#### Exercise description:
Find and copy lines holding "with".

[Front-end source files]
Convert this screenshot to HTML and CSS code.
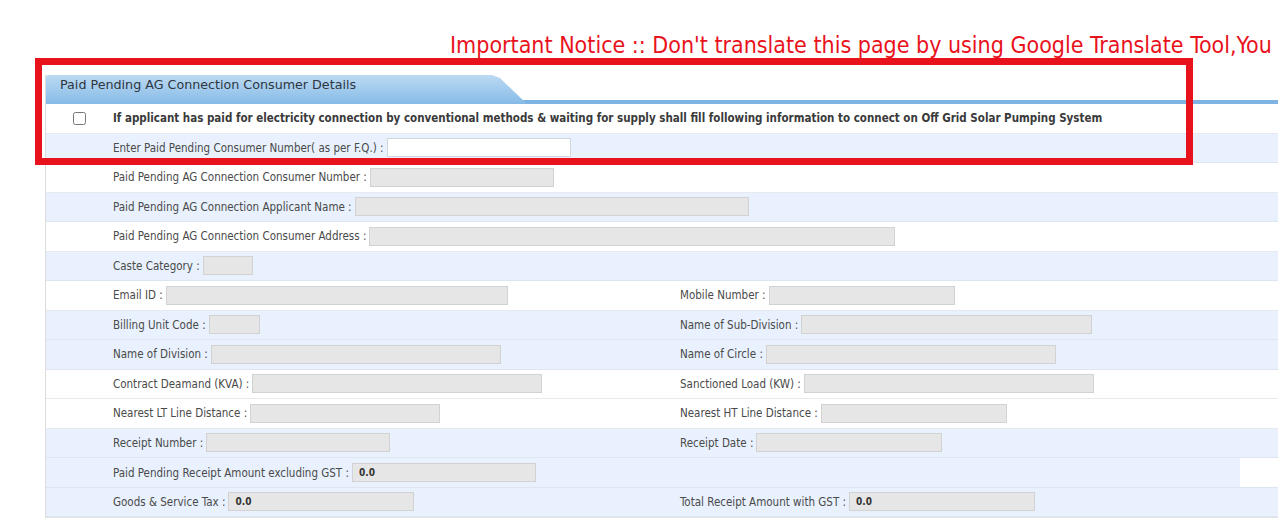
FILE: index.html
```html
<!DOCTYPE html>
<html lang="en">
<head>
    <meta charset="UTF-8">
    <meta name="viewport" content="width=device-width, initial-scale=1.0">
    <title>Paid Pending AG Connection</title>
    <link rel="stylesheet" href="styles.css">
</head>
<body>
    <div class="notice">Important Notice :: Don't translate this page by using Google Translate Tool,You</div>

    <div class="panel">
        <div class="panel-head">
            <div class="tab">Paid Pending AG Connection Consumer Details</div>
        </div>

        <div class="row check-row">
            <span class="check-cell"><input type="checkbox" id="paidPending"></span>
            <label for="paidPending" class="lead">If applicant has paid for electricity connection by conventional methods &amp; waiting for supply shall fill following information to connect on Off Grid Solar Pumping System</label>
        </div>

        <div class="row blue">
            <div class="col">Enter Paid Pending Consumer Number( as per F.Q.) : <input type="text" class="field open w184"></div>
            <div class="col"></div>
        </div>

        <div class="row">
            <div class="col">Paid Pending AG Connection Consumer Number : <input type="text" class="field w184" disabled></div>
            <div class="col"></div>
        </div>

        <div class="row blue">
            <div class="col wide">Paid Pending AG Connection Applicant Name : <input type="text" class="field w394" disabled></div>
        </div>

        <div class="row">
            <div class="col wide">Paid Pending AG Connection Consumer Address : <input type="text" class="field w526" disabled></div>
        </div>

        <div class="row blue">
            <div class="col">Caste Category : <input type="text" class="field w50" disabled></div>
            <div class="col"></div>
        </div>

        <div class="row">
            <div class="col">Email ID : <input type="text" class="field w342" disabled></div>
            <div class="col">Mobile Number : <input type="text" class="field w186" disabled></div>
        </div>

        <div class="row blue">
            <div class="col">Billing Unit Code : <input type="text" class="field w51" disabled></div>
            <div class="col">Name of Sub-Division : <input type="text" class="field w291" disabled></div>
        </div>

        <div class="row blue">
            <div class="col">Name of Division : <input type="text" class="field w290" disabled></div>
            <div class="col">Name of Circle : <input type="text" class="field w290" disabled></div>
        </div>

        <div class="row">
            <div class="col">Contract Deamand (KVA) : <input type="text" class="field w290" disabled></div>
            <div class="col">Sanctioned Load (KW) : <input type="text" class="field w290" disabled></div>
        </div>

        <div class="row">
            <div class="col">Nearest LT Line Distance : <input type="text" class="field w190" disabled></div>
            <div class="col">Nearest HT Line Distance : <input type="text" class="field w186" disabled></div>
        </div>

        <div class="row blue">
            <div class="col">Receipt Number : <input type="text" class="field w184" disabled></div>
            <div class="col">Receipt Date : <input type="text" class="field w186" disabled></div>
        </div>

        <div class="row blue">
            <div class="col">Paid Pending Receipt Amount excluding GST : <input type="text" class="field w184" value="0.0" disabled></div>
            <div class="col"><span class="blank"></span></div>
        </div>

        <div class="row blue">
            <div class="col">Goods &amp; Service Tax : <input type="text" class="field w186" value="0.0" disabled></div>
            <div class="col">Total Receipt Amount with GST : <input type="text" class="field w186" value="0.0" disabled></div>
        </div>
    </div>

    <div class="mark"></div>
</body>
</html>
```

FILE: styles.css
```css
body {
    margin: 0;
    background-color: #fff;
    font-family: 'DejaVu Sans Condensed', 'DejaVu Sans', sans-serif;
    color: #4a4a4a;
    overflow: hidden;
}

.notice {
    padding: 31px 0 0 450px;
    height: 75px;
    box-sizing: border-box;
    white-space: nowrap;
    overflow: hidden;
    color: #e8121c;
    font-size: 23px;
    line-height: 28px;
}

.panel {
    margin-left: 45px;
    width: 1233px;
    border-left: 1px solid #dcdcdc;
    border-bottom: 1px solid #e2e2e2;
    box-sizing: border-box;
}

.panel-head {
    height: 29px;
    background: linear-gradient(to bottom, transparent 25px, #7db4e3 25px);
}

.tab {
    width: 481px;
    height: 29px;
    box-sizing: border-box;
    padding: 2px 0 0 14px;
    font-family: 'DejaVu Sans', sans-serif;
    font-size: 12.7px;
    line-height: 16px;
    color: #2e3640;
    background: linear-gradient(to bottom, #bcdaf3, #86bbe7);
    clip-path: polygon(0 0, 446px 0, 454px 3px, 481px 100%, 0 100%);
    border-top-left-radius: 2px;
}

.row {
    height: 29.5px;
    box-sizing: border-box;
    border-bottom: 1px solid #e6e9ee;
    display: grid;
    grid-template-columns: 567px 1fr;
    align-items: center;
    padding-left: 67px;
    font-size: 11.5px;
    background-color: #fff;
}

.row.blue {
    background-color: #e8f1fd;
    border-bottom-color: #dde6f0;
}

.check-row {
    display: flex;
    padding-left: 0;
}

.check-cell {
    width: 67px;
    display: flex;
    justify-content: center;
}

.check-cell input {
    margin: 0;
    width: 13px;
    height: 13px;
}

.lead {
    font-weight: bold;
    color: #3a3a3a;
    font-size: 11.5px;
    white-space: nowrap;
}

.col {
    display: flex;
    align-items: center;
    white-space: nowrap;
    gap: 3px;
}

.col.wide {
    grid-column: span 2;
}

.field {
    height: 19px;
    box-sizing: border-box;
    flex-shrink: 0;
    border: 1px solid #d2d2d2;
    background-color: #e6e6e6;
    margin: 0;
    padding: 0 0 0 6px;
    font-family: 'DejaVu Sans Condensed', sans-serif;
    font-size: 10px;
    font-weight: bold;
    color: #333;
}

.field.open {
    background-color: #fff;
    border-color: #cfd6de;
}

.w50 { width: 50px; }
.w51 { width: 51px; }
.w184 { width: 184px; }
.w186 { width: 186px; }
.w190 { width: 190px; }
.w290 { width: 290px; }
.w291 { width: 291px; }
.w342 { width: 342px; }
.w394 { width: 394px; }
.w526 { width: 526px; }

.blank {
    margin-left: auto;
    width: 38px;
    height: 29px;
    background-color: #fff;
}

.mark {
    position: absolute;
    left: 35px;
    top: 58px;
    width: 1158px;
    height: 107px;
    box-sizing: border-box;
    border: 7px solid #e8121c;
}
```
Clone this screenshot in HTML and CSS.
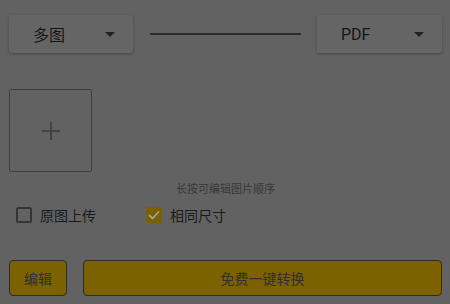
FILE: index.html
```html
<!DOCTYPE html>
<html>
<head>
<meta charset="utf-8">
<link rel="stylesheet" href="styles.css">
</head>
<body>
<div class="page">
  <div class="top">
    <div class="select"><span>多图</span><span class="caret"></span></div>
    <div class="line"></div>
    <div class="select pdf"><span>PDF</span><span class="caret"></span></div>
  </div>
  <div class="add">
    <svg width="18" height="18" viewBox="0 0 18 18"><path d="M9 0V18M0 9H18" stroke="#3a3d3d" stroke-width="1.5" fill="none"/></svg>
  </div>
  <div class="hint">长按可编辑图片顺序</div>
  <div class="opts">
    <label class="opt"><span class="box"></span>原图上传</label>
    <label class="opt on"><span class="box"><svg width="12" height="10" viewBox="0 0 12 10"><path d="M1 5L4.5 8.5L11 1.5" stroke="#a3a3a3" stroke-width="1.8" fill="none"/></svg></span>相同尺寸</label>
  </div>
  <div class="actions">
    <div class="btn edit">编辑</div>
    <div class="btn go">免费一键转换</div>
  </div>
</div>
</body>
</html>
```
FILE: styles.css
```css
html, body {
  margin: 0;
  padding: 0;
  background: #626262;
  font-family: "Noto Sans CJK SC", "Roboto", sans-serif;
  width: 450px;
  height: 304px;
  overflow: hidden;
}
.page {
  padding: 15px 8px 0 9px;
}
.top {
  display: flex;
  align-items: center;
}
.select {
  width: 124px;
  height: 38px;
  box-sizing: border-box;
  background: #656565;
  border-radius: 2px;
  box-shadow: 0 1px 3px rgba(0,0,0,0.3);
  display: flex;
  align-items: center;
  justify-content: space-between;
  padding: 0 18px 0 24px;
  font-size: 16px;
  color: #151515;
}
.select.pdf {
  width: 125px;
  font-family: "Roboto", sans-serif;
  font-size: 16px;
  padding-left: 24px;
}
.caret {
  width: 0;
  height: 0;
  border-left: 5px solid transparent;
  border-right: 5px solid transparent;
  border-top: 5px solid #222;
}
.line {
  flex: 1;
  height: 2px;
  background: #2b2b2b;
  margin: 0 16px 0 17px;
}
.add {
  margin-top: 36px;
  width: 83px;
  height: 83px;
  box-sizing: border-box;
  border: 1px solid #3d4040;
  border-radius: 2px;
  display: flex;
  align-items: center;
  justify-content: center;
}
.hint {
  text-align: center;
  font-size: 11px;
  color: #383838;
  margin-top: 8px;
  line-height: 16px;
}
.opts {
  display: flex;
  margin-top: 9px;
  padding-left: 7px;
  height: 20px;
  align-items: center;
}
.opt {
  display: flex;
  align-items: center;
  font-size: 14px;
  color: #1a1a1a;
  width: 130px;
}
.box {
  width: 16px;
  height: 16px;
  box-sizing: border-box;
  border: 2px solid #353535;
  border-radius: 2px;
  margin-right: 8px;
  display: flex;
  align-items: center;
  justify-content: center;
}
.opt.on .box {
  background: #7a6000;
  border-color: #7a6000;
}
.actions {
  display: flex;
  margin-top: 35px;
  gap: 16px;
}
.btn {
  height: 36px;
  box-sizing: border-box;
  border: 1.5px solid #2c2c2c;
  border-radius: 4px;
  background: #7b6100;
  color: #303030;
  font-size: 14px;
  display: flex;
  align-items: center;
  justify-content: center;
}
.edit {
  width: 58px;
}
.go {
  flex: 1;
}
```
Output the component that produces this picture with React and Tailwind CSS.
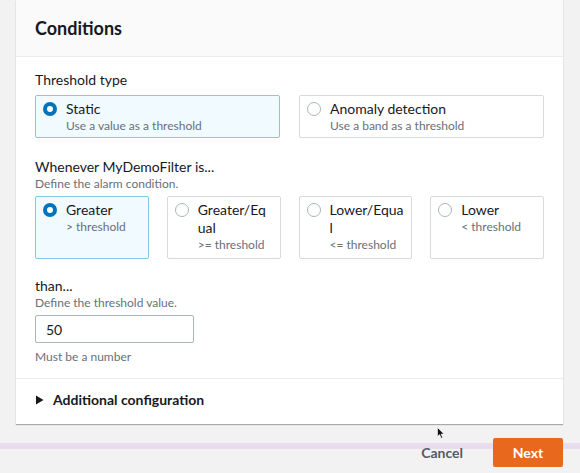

#### Written response:
            <div class="col">Total Receipt Amount with GST : <input type="text" class="field w186" value="0.0" disabled></div>
Output the component that produces this picture with React and Tailwind CSS.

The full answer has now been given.